• EXTRACTED RECORDS:

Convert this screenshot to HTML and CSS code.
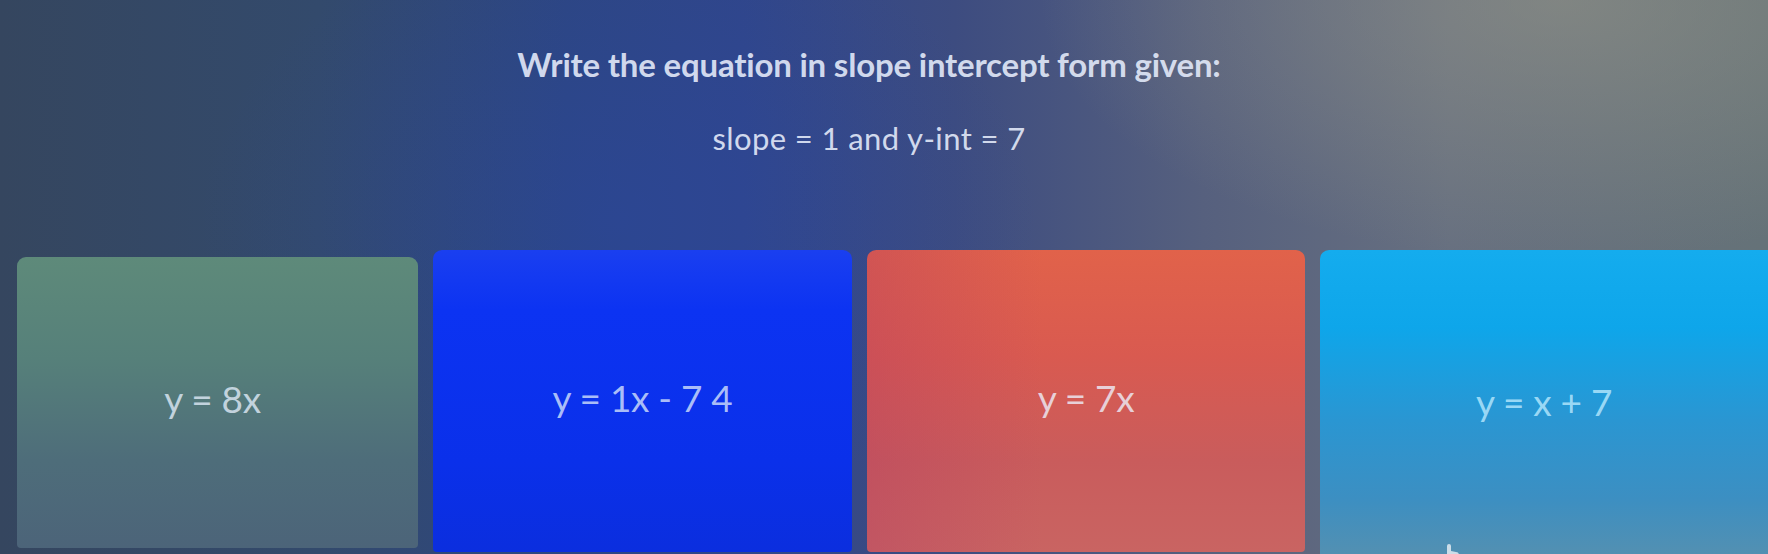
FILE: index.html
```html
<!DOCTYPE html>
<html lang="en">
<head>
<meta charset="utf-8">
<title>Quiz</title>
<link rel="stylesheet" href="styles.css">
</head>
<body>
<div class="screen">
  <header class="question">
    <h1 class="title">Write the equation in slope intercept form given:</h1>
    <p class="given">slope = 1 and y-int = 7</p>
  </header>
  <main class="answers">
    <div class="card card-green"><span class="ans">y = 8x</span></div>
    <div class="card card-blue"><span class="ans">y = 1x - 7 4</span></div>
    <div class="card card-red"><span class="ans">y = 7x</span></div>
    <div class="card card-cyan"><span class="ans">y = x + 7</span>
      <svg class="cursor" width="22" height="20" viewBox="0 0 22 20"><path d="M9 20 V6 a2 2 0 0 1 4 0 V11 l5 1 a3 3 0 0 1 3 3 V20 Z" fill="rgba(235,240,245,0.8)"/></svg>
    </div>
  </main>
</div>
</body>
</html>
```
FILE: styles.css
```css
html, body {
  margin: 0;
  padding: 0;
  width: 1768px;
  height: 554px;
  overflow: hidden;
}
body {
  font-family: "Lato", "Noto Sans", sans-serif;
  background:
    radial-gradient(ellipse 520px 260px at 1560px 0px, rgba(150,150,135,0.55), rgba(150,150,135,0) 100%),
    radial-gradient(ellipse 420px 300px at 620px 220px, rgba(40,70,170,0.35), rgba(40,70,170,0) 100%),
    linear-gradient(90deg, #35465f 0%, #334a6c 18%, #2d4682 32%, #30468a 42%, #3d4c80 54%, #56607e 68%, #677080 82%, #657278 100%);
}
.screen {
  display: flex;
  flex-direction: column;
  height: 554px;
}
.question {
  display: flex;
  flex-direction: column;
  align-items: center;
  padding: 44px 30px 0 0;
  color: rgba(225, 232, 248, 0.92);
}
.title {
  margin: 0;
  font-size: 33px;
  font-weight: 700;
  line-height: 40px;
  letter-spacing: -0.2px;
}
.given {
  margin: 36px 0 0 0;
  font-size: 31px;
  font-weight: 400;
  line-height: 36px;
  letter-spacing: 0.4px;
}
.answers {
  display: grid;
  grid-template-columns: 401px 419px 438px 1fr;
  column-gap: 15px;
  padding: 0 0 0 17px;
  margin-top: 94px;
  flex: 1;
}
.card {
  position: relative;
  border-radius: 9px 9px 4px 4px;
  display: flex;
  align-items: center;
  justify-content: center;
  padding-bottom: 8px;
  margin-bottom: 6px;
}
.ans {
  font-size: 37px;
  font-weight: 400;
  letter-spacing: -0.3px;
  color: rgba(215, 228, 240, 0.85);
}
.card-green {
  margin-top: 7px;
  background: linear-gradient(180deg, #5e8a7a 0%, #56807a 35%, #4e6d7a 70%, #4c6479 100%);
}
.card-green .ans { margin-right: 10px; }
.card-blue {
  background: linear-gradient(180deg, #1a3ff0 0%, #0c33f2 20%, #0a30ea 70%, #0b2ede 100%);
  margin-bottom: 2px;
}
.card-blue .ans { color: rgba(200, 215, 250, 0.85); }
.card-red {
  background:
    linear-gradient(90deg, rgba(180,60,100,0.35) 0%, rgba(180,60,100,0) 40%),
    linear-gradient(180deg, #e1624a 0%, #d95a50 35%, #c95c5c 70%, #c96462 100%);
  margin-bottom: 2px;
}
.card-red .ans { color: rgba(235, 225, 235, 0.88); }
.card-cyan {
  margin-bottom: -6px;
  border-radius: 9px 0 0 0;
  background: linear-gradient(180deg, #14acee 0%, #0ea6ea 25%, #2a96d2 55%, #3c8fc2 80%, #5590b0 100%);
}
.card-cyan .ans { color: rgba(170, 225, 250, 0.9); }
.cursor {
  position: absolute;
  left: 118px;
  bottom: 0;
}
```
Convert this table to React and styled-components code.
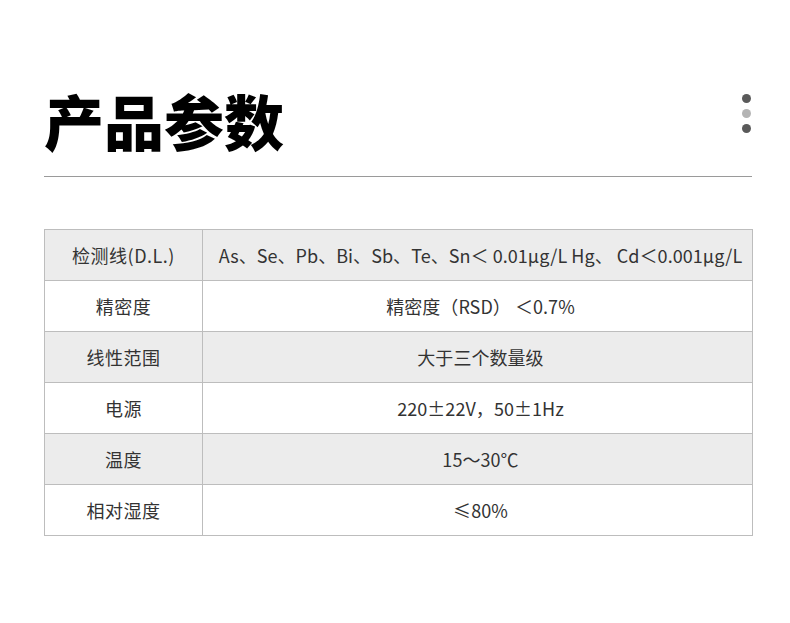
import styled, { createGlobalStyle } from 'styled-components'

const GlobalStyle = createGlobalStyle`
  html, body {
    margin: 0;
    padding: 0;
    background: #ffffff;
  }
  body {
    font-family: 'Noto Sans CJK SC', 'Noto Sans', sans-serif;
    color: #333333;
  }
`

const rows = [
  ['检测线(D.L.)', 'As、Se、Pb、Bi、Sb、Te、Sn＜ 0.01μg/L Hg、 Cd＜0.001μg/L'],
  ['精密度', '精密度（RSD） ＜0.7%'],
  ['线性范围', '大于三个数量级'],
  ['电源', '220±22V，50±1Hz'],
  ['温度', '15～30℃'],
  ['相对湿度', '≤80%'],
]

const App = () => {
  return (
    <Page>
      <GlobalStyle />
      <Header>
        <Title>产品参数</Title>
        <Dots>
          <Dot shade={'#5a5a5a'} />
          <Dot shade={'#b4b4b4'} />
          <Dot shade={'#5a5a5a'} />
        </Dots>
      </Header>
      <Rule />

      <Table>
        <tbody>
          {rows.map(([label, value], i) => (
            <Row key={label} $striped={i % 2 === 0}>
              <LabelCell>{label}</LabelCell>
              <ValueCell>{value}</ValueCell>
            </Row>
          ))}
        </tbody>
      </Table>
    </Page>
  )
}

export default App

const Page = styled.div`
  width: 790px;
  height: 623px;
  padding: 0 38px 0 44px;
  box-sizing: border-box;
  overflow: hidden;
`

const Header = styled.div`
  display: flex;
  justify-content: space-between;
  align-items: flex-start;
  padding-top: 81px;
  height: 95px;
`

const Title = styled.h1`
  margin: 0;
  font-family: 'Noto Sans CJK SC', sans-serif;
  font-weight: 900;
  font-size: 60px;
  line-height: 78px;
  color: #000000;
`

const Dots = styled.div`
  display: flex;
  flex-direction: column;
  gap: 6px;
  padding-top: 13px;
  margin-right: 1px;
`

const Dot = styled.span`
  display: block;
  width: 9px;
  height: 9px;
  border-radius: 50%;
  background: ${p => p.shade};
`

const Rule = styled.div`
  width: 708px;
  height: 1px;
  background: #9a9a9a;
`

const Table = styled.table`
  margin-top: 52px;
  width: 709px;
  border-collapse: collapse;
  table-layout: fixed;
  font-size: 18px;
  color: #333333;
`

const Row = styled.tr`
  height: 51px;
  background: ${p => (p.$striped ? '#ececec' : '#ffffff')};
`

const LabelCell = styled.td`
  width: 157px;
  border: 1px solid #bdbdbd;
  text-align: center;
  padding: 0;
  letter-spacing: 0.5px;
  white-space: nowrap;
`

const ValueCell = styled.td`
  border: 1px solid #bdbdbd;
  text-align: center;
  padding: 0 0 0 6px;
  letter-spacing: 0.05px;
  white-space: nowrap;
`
--
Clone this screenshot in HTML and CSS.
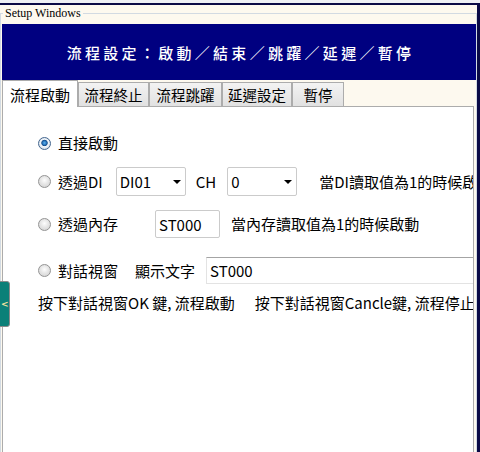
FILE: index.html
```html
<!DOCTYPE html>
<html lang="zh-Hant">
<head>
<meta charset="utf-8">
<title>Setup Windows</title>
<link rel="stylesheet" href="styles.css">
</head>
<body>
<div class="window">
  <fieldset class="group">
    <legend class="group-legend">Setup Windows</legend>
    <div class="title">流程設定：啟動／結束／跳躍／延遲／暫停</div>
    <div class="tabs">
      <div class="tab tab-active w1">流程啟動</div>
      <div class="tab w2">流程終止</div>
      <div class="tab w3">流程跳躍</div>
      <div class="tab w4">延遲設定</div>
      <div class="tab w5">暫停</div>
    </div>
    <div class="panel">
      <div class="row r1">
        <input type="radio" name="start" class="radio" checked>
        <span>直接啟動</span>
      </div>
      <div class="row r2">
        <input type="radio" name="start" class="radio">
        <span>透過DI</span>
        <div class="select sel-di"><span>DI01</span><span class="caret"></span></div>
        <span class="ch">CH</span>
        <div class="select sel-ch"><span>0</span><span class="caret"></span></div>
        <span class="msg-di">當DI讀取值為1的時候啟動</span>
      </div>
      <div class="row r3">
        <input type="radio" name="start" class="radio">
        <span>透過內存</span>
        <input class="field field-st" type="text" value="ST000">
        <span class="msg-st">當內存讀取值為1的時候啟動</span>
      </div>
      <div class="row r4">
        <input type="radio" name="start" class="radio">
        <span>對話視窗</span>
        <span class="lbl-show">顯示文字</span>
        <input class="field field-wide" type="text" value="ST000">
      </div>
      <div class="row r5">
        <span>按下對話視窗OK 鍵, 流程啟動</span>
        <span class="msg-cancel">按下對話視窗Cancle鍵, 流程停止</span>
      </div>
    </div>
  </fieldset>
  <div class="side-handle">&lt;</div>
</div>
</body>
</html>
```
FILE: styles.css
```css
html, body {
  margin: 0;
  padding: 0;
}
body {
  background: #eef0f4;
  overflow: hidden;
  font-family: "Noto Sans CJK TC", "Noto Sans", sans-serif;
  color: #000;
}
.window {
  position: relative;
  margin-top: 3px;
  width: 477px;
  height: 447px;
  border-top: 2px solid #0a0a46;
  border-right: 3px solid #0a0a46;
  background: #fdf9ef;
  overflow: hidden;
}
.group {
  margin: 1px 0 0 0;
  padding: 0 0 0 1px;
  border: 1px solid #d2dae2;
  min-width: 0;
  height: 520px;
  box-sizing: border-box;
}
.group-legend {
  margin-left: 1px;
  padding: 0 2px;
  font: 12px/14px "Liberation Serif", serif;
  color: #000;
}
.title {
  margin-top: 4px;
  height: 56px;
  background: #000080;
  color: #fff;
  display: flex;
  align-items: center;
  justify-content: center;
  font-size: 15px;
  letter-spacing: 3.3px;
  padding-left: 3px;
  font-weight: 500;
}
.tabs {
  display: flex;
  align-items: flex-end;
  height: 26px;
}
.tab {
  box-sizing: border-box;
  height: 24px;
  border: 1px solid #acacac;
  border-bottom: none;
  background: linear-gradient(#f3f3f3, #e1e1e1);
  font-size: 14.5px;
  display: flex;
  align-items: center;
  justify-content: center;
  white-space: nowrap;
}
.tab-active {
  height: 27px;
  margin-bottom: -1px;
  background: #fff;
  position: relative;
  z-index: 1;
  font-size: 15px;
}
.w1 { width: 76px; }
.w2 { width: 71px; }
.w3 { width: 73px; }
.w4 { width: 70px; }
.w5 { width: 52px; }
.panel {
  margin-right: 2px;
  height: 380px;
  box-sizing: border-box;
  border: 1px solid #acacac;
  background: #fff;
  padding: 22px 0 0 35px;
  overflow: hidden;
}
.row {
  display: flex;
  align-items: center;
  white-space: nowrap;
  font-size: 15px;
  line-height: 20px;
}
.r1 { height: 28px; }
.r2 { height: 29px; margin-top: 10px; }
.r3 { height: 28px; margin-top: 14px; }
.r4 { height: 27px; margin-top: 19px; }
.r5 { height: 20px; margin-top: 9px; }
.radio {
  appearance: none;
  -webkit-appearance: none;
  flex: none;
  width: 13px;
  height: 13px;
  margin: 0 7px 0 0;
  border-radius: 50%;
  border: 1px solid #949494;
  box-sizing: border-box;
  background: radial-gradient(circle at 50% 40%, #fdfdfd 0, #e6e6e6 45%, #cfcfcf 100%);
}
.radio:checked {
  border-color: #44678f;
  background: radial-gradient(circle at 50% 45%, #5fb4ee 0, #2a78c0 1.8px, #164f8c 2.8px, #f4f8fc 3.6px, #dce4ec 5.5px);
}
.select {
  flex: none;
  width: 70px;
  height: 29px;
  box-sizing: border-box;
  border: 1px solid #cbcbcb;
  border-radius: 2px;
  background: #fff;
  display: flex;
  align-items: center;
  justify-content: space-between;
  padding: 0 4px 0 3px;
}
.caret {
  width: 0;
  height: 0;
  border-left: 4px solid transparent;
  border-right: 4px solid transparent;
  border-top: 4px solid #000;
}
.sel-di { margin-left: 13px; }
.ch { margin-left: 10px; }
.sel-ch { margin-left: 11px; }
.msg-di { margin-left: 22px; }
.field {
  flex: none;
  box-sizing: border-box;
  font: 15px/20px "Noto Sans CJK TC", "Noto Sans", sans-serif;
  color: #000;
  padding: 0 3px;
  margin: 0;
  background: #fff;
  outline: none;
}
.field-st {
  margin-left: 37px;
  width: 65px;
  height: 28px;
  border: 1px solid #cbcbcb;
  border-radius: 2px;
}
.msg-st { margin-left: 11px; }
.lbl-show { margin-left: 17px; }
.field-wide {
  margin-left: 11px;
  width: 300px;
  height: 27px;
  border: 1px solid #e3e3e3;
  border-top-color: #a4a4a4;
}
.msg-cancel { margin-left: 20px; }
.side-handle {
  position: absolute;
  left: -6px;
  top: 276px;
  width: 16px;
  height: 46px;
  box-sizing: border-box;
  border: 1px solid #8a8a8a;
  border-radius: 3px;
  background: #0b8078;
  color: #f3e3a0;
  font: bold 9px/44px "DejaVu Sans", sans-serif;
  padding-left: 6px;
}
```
---
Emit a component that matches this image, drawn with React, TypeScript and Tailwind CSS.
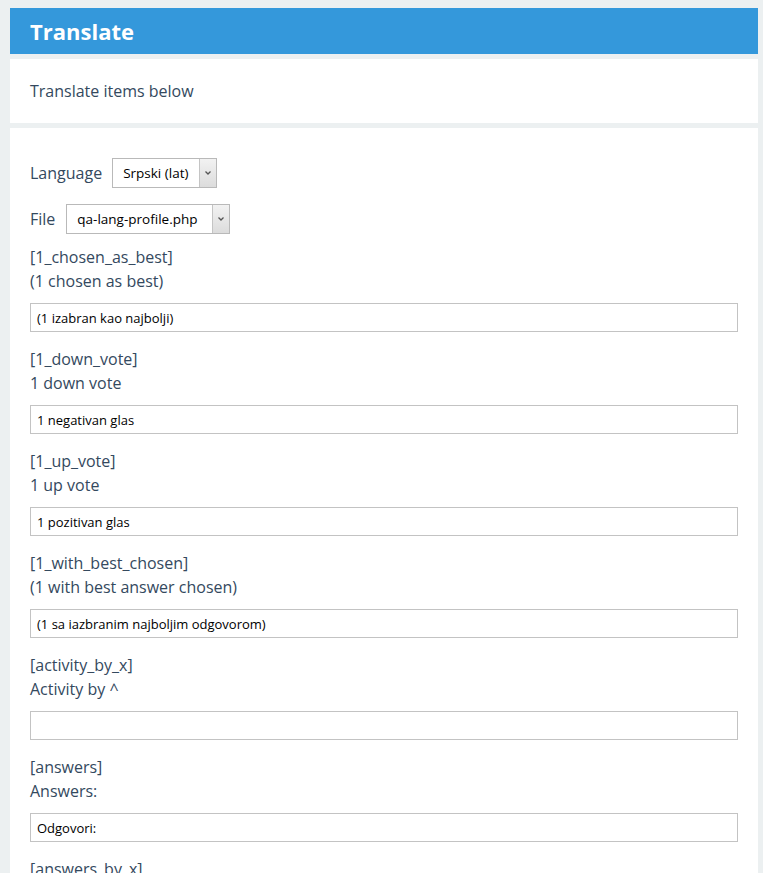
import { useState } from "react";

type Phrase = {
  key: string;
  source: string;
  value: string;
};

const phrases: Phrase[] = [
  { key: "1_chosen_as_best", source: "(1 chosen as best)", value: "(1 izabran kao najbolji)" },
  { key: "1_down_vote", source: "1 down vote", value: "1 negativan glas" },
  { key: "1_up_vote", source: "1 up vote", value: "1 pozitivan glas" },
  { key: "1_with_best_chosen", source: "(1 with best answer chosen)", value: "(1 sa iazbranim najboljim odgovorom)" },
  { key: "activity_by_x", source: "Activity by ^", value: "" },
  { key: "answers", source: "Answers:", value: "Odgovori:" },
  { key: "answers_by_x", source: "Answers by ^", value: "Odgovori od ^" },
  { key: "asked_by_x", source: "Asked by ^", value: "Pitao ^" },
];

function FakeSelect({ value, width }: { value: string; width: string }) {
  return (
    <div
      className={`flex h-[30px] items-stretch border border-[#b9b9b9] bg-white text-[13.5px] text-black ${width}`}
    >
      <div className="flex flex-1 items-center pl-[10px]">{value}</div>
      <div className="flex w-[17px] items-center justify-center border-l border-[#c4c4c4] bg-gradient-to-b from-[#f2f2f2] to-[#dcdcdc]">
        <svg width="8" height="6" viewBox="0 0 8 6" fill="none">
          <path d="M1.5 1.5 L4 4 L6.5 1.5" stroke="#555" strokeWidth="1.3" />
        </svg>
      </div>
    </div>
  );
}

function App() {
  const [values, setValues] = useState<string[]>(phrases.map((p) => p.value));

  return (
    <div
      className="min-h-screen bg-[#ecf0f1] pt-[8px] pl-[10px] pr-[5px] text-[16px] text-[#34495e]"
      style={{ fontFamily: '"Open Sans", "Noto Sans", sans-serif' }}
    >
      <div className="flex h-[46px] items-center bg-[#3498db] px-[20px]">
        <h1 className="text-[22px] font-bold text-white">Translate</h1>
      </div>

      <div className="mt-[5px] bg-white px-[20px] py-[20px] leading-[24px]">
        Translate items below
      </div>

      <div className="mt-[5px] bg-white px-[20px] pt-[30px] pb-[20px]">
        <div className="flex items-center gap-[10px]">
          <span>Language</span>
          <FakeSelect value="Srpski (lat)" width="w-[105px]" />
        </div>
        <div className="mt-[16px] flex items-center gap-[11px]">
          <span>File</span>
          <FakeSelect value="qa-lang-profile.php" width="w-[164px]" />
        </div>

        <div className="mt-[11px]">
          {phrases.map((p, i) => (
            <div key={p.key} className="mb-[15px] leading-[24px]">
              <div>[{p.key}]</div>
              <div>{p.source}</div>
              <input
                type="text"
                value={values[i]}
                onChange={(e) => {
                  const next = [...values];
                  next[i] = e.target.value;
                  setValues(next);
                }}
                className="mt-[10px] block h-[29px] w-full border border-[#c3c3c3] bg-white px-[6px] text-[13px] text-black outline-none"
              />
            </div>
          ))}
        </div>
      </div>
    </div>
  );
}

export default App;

• TASK TO COMPLETE: Above are lines of data; state how many of them contain the word "styled", with no other output.

• EXPECTED ANSWER: 12